The Pawlenty administration redacted and edited an in-depth report they requested on the subject last year. The report was supposed to lay out for legislators different options and risks and costs of dealing with this population. But suggestions from researchers that did not meet the Pawlenty administration’s political viewpoints on the issue were removed from the report.
Luckily, an authentic version of the first report has been recovered and now the issue can be considered seriously by legislators and the new governor.
A recent hearing at the Legislature focused on the expected release of two sex offenders from facilities in St. Peter. They have graduated to advanced treatment and were recommended by the appropriate legal panel to be allowed conditional releases as part of their ongoing treatment. These individuals were violent sexual predators and the public is understandably fearful of their release.

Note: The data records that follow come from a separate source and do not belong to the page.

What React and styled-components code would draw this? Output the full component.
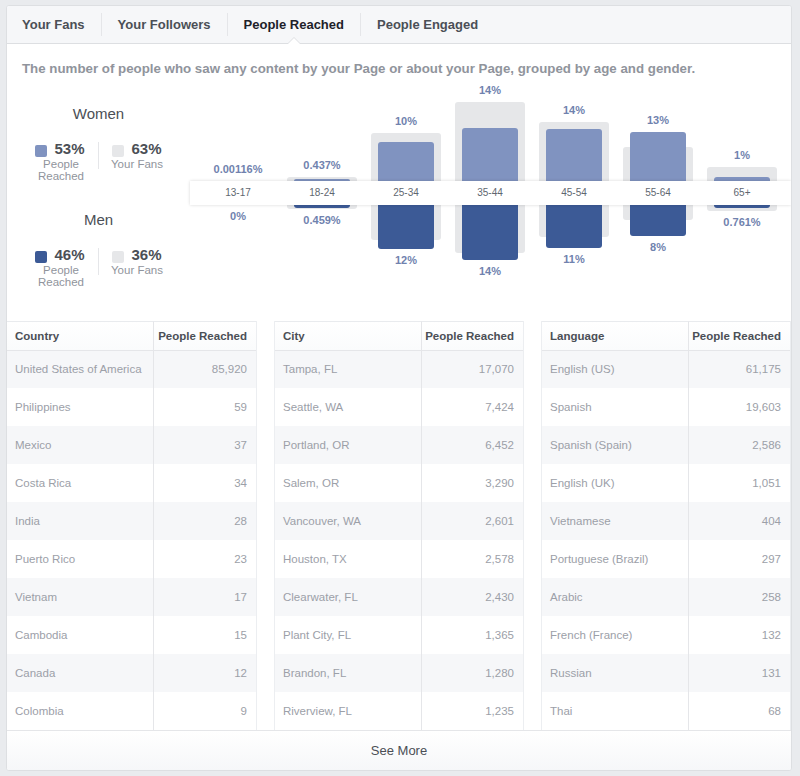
import React from 'react';
import styled, { createGlobalStyle } from 'styled-components';

const GlobalStyle = createGlobalStyle`
  body {
    margin: 0;
    padding: 5px 8px 6px 6px;
    background: #e9ebee;
    font-family: "Liberation Sans", Arial, Helvetica, sans-serif;
  }
`;

const Card = styled.div`
  width: 786px;
  box-sizing: border-box;
  background: #fff;
  border: 1px solid #dddfe2;
  border-radius: 3px;
  overflow: hidden;
`;

const Tabs = styled.div`
  display: flex;
  align-items: center;
  height: 37px;
  padding-left: 15px;
  background: #f6f7f9;
  border-bottom: 1px solid #dddfe2;
`;

const Tab = styled.div`
  position: relative;
  height: 23px;
  line-height: 23px;
  padding: 0 16px;
  font-size: 13px;
  font-weight: bold;
  color: ${p => (p.$active ? '#1d2129' : '#4b4f56')};
  border-right: ${p => (p.$last ? 'none' : '1px solid #e5e6e9')};
  &:first-child {
    padding-left: 0;
  }
  ${p => p.$active && `
    &::after {
      content: '';
      position: absolute;
      left: 50%;
      bottom: -8px;
      margin-left: -6px;
      border: 6px solid transparent;
      border-bottom-color: #fff;
      filter: drop-shadow(0 -1px 0 #dddfe2);
    }
  `}
`;

const ChartSection = styled.div`
  padding: 18px 0 16px 15px;
`;

const Description = styled.div`
  font-size: 13.3px;
  line-height: 14px;
  font-weight: bold;
  color: #90949c;
  margin-bottom: 5px;
  white-space: nowrap;
`;

const ChartBody = styled.div`
  display: flex;
  align-items: flex-start;
`;

const Legend = styled.div`
  width: 153px;
  margin-right: 15px;
  padding-top: 24px;
`;

const GenderBlock = styled.div`
  & + & {
    margin-top: 29px;
  }
`;

const GenderTitle = styled.div`
  text-align: center;
  font-size: 15px;
  line-height: 18px;
  color: #4b4f56;
  margin-bottom: 17px;
`;

const LegendRow = styled.div`
  display: flex;
  justify-content: center;
  align-items: flex-start;
`;

const LegendItem = styled.div`
  width: 56px;
  display: flex;
  flex-direction: column;
  align-items: center;
`;

const LegendValue = styled.div`
  display: flex;
  align-items: center;
  gap: 7px;
  font-size: 15px;
  line-height: 18px;
  font-weight: bold;
  color: #4b4f56;
`;

const Swatch = styled.span`
  width: 12px;
  height: 12px;
  border-radius: 2px;
  background: ${p => p.$color};
  margin-top: 3px;
`;

const LegendLabel = styled.div`
  font-size: 11.5px;
  line-height: 12px;
  color: #90949c;
  text-align: center;
  white-space: ${p => (p.$nowrap ? 'nowrap' : 'normal')};
  width: 52px;
  padding-left: ${p => (p.$nowrap ? '0' : '2px')};
`;

const LegendDivider = styled.div`
  width: 1px;
  height: 27px;
  margin: 2px 10px 0;
  background: #e5e6e9;
`;

const Chart = styled.div`
  flex: 1;
  display: flex;
  flex-direction: column;
`;

const BarRow = styled.div`
  display: flex;
  height: 100px;
  padding: 0 7px 0 6px;
  align-items: ${p => (p.$top ? 'flex-end' : 'flex-start')};
`;

const Column = styled.div`
  width: 84px;
  display: flex;
  flex-direction: column;
  align-items: center;
`;

const Pct = styled.div`
  font-size: 11px;
  line-height: 13px;
  font-weight: bold;
  color: #7082ae;
  margin: ${p => (p.$top ? '0 0 5px' : '5px 0 0')};
`;

const Stack = styled.div`
  display: grid;
  justify-items: center;
  align-items: ${p => (p.$top ? 'end' : 'start')};
  height: ${p => p.$h}px;
  width: 72px;
`;

const FanBox = styled.div`
  grid-area: 1 / 1;
  width: 70px;
  height: ${p => p.$h}px;
  background: #e6e7e9;
  border-radius: ${p => (p.$top ? '3px 3px 0 0' : '0 0 3px 3px')};
`;

const Bar = styled.div`
  grid-area: 1 / 1;
  width: 56px;
  height: ${p => p.$h}px;
  background: ${p => (p.$top ? '#8093c0' : '#3c5a96')};
  border-radius: ${p => (p.$top ? '3px 3px 0 0' : '0 0 3px 3px')};
`;

const Band = styled.div`
  position: relative;
  z-index: 1;
  display: flex;
  height: 24px;
  padding: 0 7px 0 6px;
  background: #fff;
  box-shadow: 0 0 3px rgba(0, 0, 0, 0.16);
`;

const BandLabel = styled.div`
  width: 84px;
  text-align: center;
  font-size: 10px;
  line-height: 24px;
  color: #606770;
`;

const Tables = styled.div`
  display: grid;
  grid-template-columns: 250px 250px 1fr;
  column-gap: 17px;
`;

const Table = styled.div`
  display: grid;
  grid-template-columns: 146px 1fr;
  border-left: 1px solid #eceef1;
  border-right: 1px solid #eceef1;
  &:first-child {
    border-left: none;
  }
`;

const HeadCell = styled.div`
  height: 28px;
  line-height: 28px;
  border-top: 1px solid #e9ebee;
  border-bottom: 1px solid #e5e6e9;
  background: linear-gradient(#fff, #fafbfc);
  font-size: 11.5px;
  font-weight: bold;
  color: #4b4f56;
  padding: ${p => (p.$num ? '0 9px 0 0' : '0 0 0 8px')};
  text-align: ${p => (p.$num ? 'right' : 'left')};
  border-left: ${p => (p.$num ? '1px solid #e5e6e9' : 'none')};
  white-space: nowrap;
`;

const Cell = styled.div`
  height: ${p => (p.$first ? 37 : 38)}px;
  line-height: ${p => (p.$first ? 37 : 38)}px;
  font-size: 11.5px;
  color: #9ca0a8;
  background: ${p => (p.$alt ? '#f6f7f9' : '#fff')};
  padding: ${p => (p.$num ? '0 9px 0 0' : '0 0 0 8px')};
  text-align: ${p => (p.$num ? 'right' : 'left')};
  border-left: ${p => (p.$num ? '1px solid #e5e6e9' : 'none')};
  white-space: nowrap;
`;

const SeeMore = styled.div`
  height: 39px;
  line-height: 39px;
  border-top: 1px solid #e5e6e9;
  background: linear-gradient(#fff, #f6f7f9);
  text-align: center;
  font-size: 13px;
  color: #4b4f56;
`;

const ages = [
  { age: '13-17', w: '0.00116%', m: '0%', fanTop: 0, wTop: 0, fanBot: 0, mBot: 0 },
  { age: '18-24', w: '0.437%', m: '0.459%', fanTop: 4, wTop: 2, fanBot: 4, mBot: 3 },
  { age: '25-34', w: '10%', m: '12%', fanTop: 48, wTop: 39, fanBot: 35, mBot: 44 },
  { age: '35-44', w: '14%', m: '14%', fanTop: 79, wTop: 53, fanBot: 48, mBot: 55 },
  { age: '45-54', w: '14%', m: '11%', fanTop: 59, wTop: 52, fanBot: 32, mBot: 43 },
  { age: '55-64', w: '13%', m: '8%', fanTop: 34, wTop: 49, fanBot: 15, mBot: 31 },
  { age: '65+', w: '1%', m: '0.761%', fanTop: 14, wTop: 4, fanBot: 6, mBot: 3 },
];

const tables = [
  {
    title: 'Country',
    rows: [
      ['United States of America', '85,920'], ['Philippines', '59'], ['Mexico', '37'],
      ['Costa Rica', '34'], ['India', '28'], ['Puerto Rico', '23'], ['Vietnam', '17'],
      ['Cambodia', '15'], ['Canada', '12'], ['Colombia', '9'],
    ],
  },
  {
    title: 'City',
    rows: [
      ['Tampa, FL', '17,070'], ['Seattle, WA', '7,424'], ['Portland, OR', '6,452'],
      ['Salem, OR', '3,290'], ['Vancouver, WA', '2,601'], ['Houston, TX', '2,578'],
      ['Clearwater, FL', '2,430'], ['Plant City, FL', '1,365'], ['Brandon, FL', '1,280'],
      ['Riverview, FL', '1,235'],
    ],
  },
  {
    title: 'Language',
    rows: [
      ['English (US)', '61,175'], ['Spanish', '19,603'], ['Spanish (Spain)', '2,586'],
      ['English (UK)', '1,051'], ['Vietnamese', '404'], ['Portuguese (Brazil)', '297'],
      ['Arabic', '258'], ['French (France)', '132'], ['Russian', '131'], ['Thai', '68'],
    ],
  },
];

const genders = [
  { title: 'Women', reached: '53%', fans: '63%', color: '#8093c0' },
  { title: 'Men', reached: '46%', fans: '36%', color: '#3c5a96' },
];

export default function App() {
  return (
    <>
      <GlobalStyle />
      <Card>
        <Tabs>
          <Tab>Your Fans</Tab>
          <Tab>Your Followers</Tab>
          <Tab $active>People Reached</Tab>
          <Tab $last>People Engaged</Tab>
        </Tabs>

        <ChartSection>
          <Description>
            The number of people who saw any content by your Page or about your Page, grouped by age and gender.
          </Description>
          <ChartBody>
            <Legend>
              {genders.map(g => (
                <GenderBlock key={g.title}>
                  <GenderTitle>{g.title}</GenderTitle>
                  <LegendRow>
                    <LegendItem>
                      <LegendValue><Swatch $color={g.color} />{g.reached}</LegendValue>
                      <LegendLabel>People Reached</LegendLabel>
                    </LegendItem>
                    <LegendDivider />
                    <LegendItem>
                      <LegendValue><Swatch $color="#e6e7e9" />{g.fans}</LegendValue>
                      <LegendLabel $nowrap>Your Fans</LegendLabel>
                    </LegendItem>
                  </LegendRow>
                </GenderBlock>
              ))}
            </Legend>

            <Chart>
              <BarRow $top>
                {ages.map(a => (
                  <Column key={a.age}>
                    <Pct $top>{a.w}</Pct>
                    <Stack $top $h={Math.max(a.fanTop, a.wTop)}>
                      {a.fanTop > 0 && <FanBox $top $h={a.fanTop} />}
                      {a.wTop > 0 && <Bar $top $h={a.wTop} />}
                    </Stack>
                  </Column>
                ))}
              </BarRow>
              <Band>
                {ages.map(a => <BandLabel key={a.age}>{a.age}</BandLabel>)}
              </Band>
              <BarRow>
                {ages.map(a => (
                  <Column key={a.age}>
                    <Stack $h={Math.max(a.fanBot, a.mBot)}>
                      {a.fanBot > 0 && <FanBox $h={a.fanBot} />}
                      {a.mBot > 0 && <Bar $h={a.mBot} />}
                    </Stack>
                    <Pct>{a.m}</Pct>
                  </Column>
                ))}
              </BarRow>
            </Chart>
          </ChartBody>
        </ChartSection>

        <Tables>
          {tables.map(t => (
            <Table key={t.title}>
              <HeadCell>{t.title}</HeadCell>
              <HeadCell $num>People Reached</HeadCell>
              {t.rows.map(([name, val], i) => (
                <React.Fragment key={name}>
                  <Cell $alt={i % 2 === 0} $first={i === 0}>{name}</Cell>
                  <Cell $num $alt={i % 2 === 0} $first={i === 0}>{val}</Cell>
                </React.Fragment>
              ))}
            </Table>
          ))}
        </Tables>
        <SeeMore>See More</SeeMore>
      </Card>
    </>
  );
}
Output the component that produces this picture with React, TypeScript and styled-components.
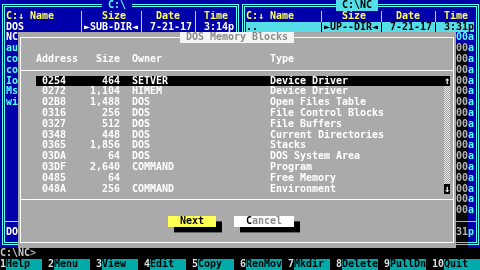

But in 17 years of the program, no offenders have been completely released. That puts the program on shaky legal ground, according to Program director Dennis Benson.
There have been court cases brought in other states that raise the risk of immediate release of many offenders if programs are shown to be de facto prisons and don’t offer a pathway to release for inmates. Those programs could be deemed unconstitutional on grounds of people being imprisoned twice for the same crime. These risks should be considered very seriously by state leaders.
Redacting and editing important reports will not help. Nor is it helpful for legislators like Glencoe Republican Glenn Gruenhagen to suggest barbaric solutions like castration and chain gangs. These would likely not pass legal muster, and they would not solve the problem.
Part of the financial problem we have with the program is that the number of people committed since the Dru Sjodin murder has tripled — not because there is necessarily more who should have been committed but because of political pressures.